Identification and Characterisation of Melanocortin Receptor Accessory Protein Splice Variants in Human Tissues

Abstract

Human melanocortin receptor accessory protein (hMRAP) is essential for the human melanocortin 2 receptor (hMC2R) to functionally express in vivo and in vitro. hMRAP also interacts with the other four hMCR subtypes in vitro. The hMRAP gene gives rise to hMRAPα and hMRAPβ through alternative exon splicing after nucleotide 206 which aligns with the Cterminus. These splice variants share identical N-terminal and TMDs while the C-terminal domains are divergent. The Genbank contains three hMRAPα sequences that differ by one or two amino acids after nucleotide 206. Previous work in the Mountjoy laboratory identified a hMRAPβ splice variant with a 32bp deletion after nucleotide 206. hMRAP2 is a paralogue of the hMRAP gene and there are no known hMRAP2 splice variants.
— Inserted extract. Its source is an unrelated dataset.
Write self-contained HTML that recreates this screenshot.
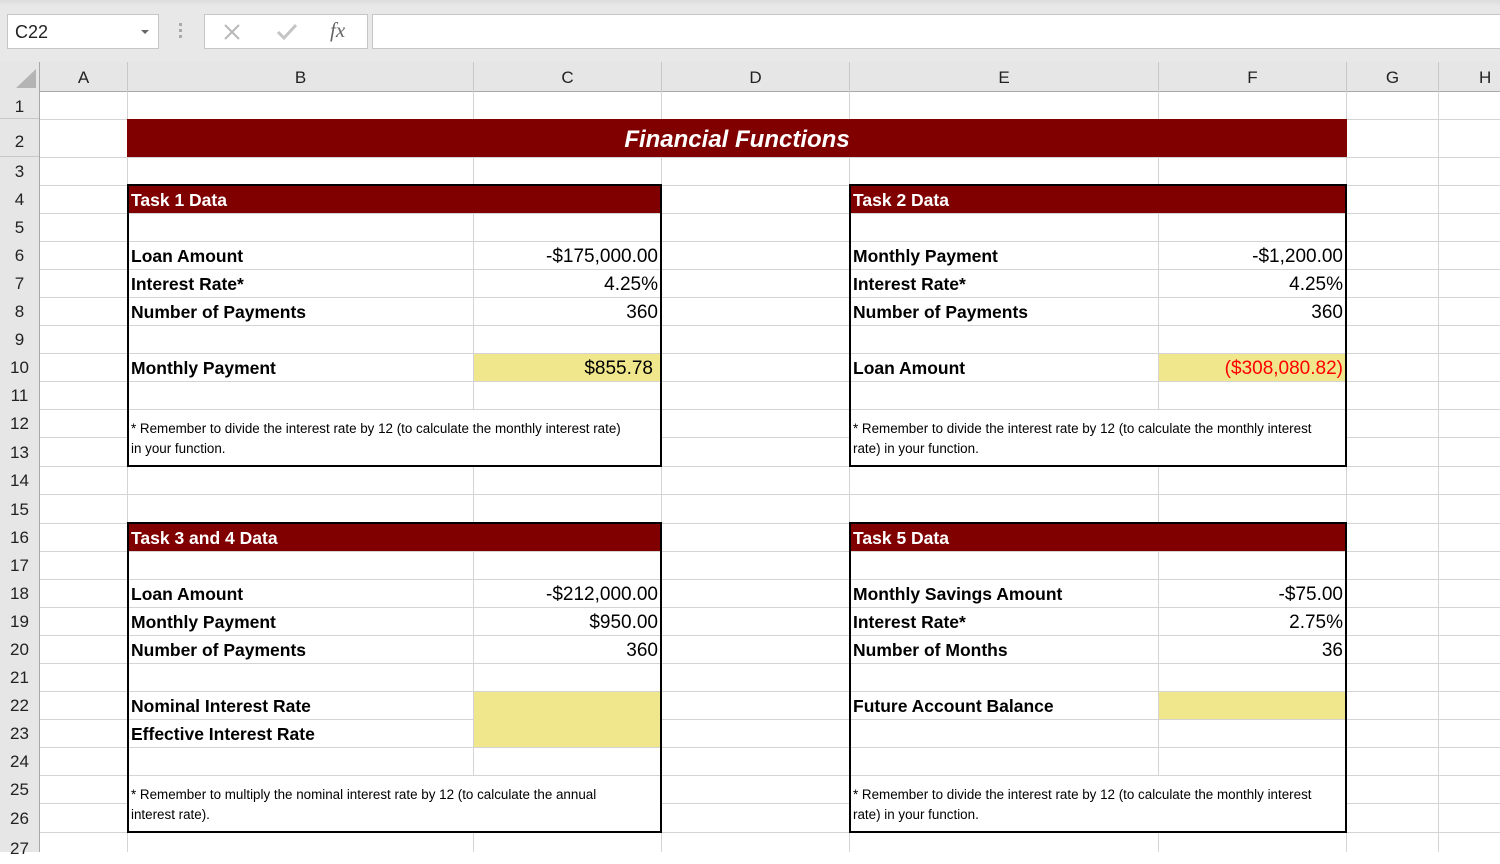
<!DOCTYPE html>
<html><head><meta charset="utf-8"><style>
*{margin:0;padding:0;box-sizing:border-box}
body{width:1500px;height:852px;overflow:hidden;background:#fff;position:relative;font-family:"Liberation Sans",sans-serif;color:#000}
.a{position:absolute}
.vl{position:absolute;width:1px;background:#d4d4d4;top:92px;height:760px}
.hl{position:absolute;height:1px;background:#d4d4d4;left:40px;width:1460px}
.rh{position:absolute;left:0;width:39px;height:28px;font-size:17px;line-height:30px;text-align:center;color:#222}
.ch{position:absolute;top:62px;height:30px;line-height:31px;font-size:17px;text-align:center;color:#222}
.box{position:absolute;border:2px solid #000;background:transparent}
.hd{position:absolute;background:#800000;color:#fff;font-weight:bold;font-size:17.5px;line-height:30px;padding-left:3px}
.lb{position:absolute;font-weight:bold;font-size:17.5px;line-height:28px;height:28px;white-space:nowrap}
.vv{position:absolute;font-size:19px;line-height:30px;height:28px;text-align:right;white-space:nowrap}
.nt{position:absolute;background:#fff;font-size:13.4px;line-height:20px;padding:9px 0 0 3px;white-space:nowrap}
.y{position:absolute;background:#f0e68c}
</style></head><body>
<div class="a" style="left:0;top:0;width:1500px;height:62px;background:linear-gradient(#dcdcdc,#e8e8e8 6px,#e8e8e8)"></div>
<div class="a" style="left:7px;top:14px;width:152px;height:35px;background:#fff;border:1px solid #c6c6c6;font-size:18px;line-height:35px;padding-left:7px;color:#222">C22</div>
<div class="a" style="left:141px;top:30px;width:0;height:0;border-left:4px solid transparent;border-right:4px solid transparent;border-top:4px solid #666"></div>
<div class="a" style="left:179px;top:23px;width:3px;height:3px;background:#aaa;box-shadow:0 6px #aaa,0 12px #aaa"></div>
<div class="a" style="left:204px;top:14px;width:164px;height:35px;background:#fff;border:1px solid #c6c6c6"></div>
<svg class="a" style="left:222px;top:22px" width="20" height="20"><path d="M3 3L17 17M17 3L3 17" stroke="#b8b8b8" stroke-width="2"/></svg>
<svg class="a" style="left:276px;top:22px" width="22" height="20"><path d="M2 10L8 16L20 3" stroke="#c4c4c4" stroke-width="3" fill="none"/></svg>
<div class="a" style="left:330px;top:18px;font-family:'Liberation Serif',serif;font-style:italic;font-size:21px;color:#666">fx</div>
<div class="a" style="left:372px;top:14px;width:1140px;height:35px;background:#fff;border:1px solid #c6c6c6"></div>
<div class="a" style="left:0;top:62px;width:1500px;height:30px;background:#e6e6e6;border-bottom:1px solid #a8a8a8"></div>
<div class="a" style="left:0;top:62px;width:40px;height:790px;background:#e6e6e6;border-right:1px solid #a8a8a8"></div>
<svg class="a" style="left:16px;top:69px" width="22" height="20"><path d="M20 0L20 19L0 19Z" fill="#b4b4b4"/></svg>
<div class="ch" style="left:40px;width:87px">A</div>
<div class="ch" style="left:127px;width:346px;border-left:1px solid #c8c8c8">B</div>
<div class="ch" style="left:473px;width:188px;border-left:1px solid #c8c8c8">C</div>
<div class="ch" style="left:661px;width:188px;border-left:1px solid #c8c8c8">D</div>
<div class="ch" style="left:849px;width:309px;border-left:1px solid #c8c8c8">E</div>
<div class="ch" style="left:1158px;width:188px;border-left:1px solid #c8c8c8">F</div>
<div class="ch" style="left:1346px;width:92px;border-left:1px solid #c8c8c8">G</div>
<div class="ch" style="left:1438px;width:92px;border-left:1px solid #c8c8c8;text-align:left;padding-left:40px">H</div>
<div class="vl" style="left:127px"></div><div class="vl" style="left:473px"></div><div class="vl" style="left:661px"></div><div class="vl" style="left:849px"></div><div class="vl" style="left:1158px"></div><div class="vl" style="left:1346px"></div><div class="vl" style="left:1438px"></div>
<div class="hl" style="top:119px"></div><div class="hl" style="top:157px"></div><div class="hl" style="top:185px"></div><div class="hl" style="top:213px"></div><div class="hl" style="top:241px"></div><div class="hl" style="top:269px"></div><div class="hl" style="top:297px"></div><div class="hl" style="top:325px"></div><div class="hl" style="top:353px"></div><div class="hl" style="top:381px"></div><div class="hl" style="top:409px"></div><div class="hl" style="top:437px"></div><div class="hl" style="top:466px"></div><div class="hl" style="top:494px"></div><div class="hl" style="top:523px"></div><div class="hl" style="top:551px"></div><div class="hl" style="top:579px"></div><div class="hl" style="top:607px"></div><div class="hl" style="top:635px"></div><div class="hl" style="top:663px"></div><div class="hl" style="top:691px"></div><div class="hl" style="top:719px"></div><div class="hl" style="top:747px"></div><div class="hl" style="top:775px"></div><div class="hl" style="top:803px"></div><div class="hl" style="top:832px"></div>
<div class="rh" style="top:92px;height:27px;border-bottom:1px solid #c8c8c8">1</div>
<div class="rh" style="top:119px;height:38px;line-height:46px;border-bottom:1px solid #c8c8c8">2</div>
<div class="rh" style="top:157px">3</div><div class="rh" style="top:185px">4</div><div class="rh" style="top:213px">5</div><div class="rh" style="top:241px">6</div><div class="rh" style="top:269px">7</div><div class="rh" style="top:297px">8</div><div class="rh" style="top:325px">9</div><div class="rh" style="top:353px">10</div><div class="rh" style="top:381px">11</div><div class="rh" style="top:409px">12</div><div class="rh" style="top:438px">13</div><div class="rh" style="top:466px">14</div><div class="rh" style="top:495px">15</div><div class="rh" style="top:523px">16</div><div class="rh" style="top:551px">17</div><div class="rh" style="top:579px">18</div><div class="rh" style="top:607px">19</div><div class="rh" style="top:635px">20</div><div class="rh" style="top:663px">21</div><div class="rh" style="top:691px">22</div><div class="rh" style="top:719px">23</div><div class="rh" style="top:747px">24</div><div class="rh" style="top:775px">25</div><div class="rh" style="top:804px">26</div><div class="rh" style="top:834px">27</div>
<div class="a" style="left:127px;top:119px;width:1220px;height:38px;background:#800000;color:#fff;font-weight:bold;font-style:italic;font-size:24px;line-height:41px;text-align:center">Financial Functions</div>
<div class="hd" style="left:128px;top:185px;width:533px;height:28px">Task 1 Data</div>
<div class="lb" style="left:131px;top:242px">Loan Amount</div><div class="vv" style="left:473px;width:185px;top:242px">-$175,000.00</div>
<div class="lb" style="left:131px;top:270px">Interest Rate*</div><div class="vv" style="left:473px;width:185px;top:270px">4.25%</div>
<div class="lb" style="left:131px;top:298px">Number of Payments</div><div class="vv" style="left:473px;width:185px;top:298px">360</div>
<div class="y" style="left:474px;top:354px;width:186px;height:27px"></div>
<div class="lb" style="left:131px;top:354px">Monthly Payment</div><div class="vv" style="left:473px;width:180px;top:354px">$855.78</div>
<div class="nt" style="left:128px;top:410px;width:532px;height:55px">* Remember to divide the interest rate by 12 (to calculate the monthly interest rate)<br>in your function.</div>
<div class="box" style="left:127px;top:184px;width:535px;height:283px"></div>
<div class="hd" style="left:850px;top:185px;width:496px;height:28px">Task 2 Data</div>
<div class="lb" style="left:853px;top:242px">Monthly Payment</div><div class="vv" style="left:1158px;width:185px;top:242px">-$1,200.00</div>
<div class="lb" style="left:853px;top:270px">Interest Rate*</div><div class="vv" style="left:1158px;width:185px;top:270px">4.25%</div>
<div class="lb" style="left:853px;top:298px">Number of Payments</div><div class="vv" style="left:1158px;width:185px;top:298px">360</div>
<div class="y" style="left:1159px;top:354px;width:186px;height:27px"></div>
<div class="lb" style="left:853px;top:354px">Loan Amount</div><div class="vv" style="left:1158px;width:185px;top:354px;color:#f00">($308,080.82)</div>
<div class="nt" style="left:850px;top:410px;width:495px;height:55px">* Remember to divide the interest rate by 12 (to calculate the monthly interest<br>rate) in your function.</div>
<div class="box" style="left:849px;top:184px;width:498px;height:283px"></div>
<div class="hd" style="left:128px;top:523px;width:533px;height:28px">Task 3 and 4 Data</div>
<div class="lb" style="left:131px;top:580px">Loan Amount</div><div class="vv" style="left:473px;width:185px;top:580px">-$212,000.00</div>
<div class="lb" style="left:131px;top:608px">Monthly Payment</div><div class="vv" style="left:473px;width:185px;top:608px">$950.00</div>
<div class="lb" style="left:131px;top:636px">Number of Payments</div><div class="vv" style="left:473px;width:185px;top:636px">360</div>
<div class="y" style="left:474px;top:692px;width:186px;height:55px"></div>
<div class="lb" style="left:131px;top:692px">Nominal Interest Rate</div>
<div class="lb" style="left:131px;top:720px">Effective Interest Rate</div>
<div class="nt" style="left:128px;top:776px;width:532px;height:55px">* Remember to multiply the nominal interest rate by 12 (to calculate the annual<br>interest rate).</div>
<div class="box" style="left:127px;top:522px;width:535px;height:311px"></div>
<div class="hd" style="left:850px;top:523px;width:496px;height:28px">Task 5 Data</div>
<div class="lb" style="left:853px;top:580px">Monthly Savings Amount</div><div class="vv" style="left:1158px;width:185px;top:580px">-$75.00</div>
<div class="lb" style="left:853px;top:608px">Interest Rate*</div><div class="vv" style="left:1158px;width:185px;top:608px">2.75%</div>
<div class="lb" style="left:853px;top:636px">Number of Months</div><div class="vv" style="left:1158px;width:185px;top:636px">36</div>
<div class="y" style="left:1159px;top:692px;width:186px;height:27px"></div>
<div class="lb" style="left:853px;top:692px">Future Account Balance</div>
<div class="nt" style="left:850px;top:776px;width:495px;height:55px">* Remember to divide the interest rate by 12 (to calculate the monthly interest<br>rate) in your function.</div>
<div class="box" style="left:849px;top:522px;width:498px;height:311px"></div>
</body></html>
It is hypothesised that functional hMRAP and hMRAP2 splice variants exist in human tissues. To test this, hMRAPα, hMRAPβ and hMRAP2 were amplified from seven human RNA samples using RT-PCR and the amplicons were sequenced. Full characterisation of these splice variants, including hMRAPα, hMRAPβ and hMRAP2, requires detection using epitope tags incorporated into the proteins. We hypothesise that epitope tagging of these splice variants could interfere with their function. To test this, full length coding sequences for each identified splice variant with or without N- or C-terminal epitope tags were subcloned into a mammalian expression vector and the recombinant DNA transiently co-transfected together with a hMCR subtype into HEK293 cells. The cells were stimulated with melanocortin peptides and adenylyl cyclase activity was measured. Two novel splice variants, hMRAPα-RW and hMRAP2-Short, were identified with divergent Cterminals. hMRAPα-RW was functional and preliminary data suggests that it differentially modulates hMC2R and hMC4R compared to hMRAPα-WT. Preliminary data suggests that hMRAP2-Short is functional and influences hMCR function compared to hMRAP2-WT. N-terminal HA and C-terminal FLAG epitope tags on hMRAPα and either N- or C-terminal FLAG epitope tags on hMRAPβ had minimal effects on hMRAPα-WT and hMRAPβ-WT function, respectively. We conclude that functional novel hMRAP and hMRAP2 splice variants with divergent Cterminal domains exist in human tissues and they may have important physiological roles in the modulation of hMCR signalling in vivo.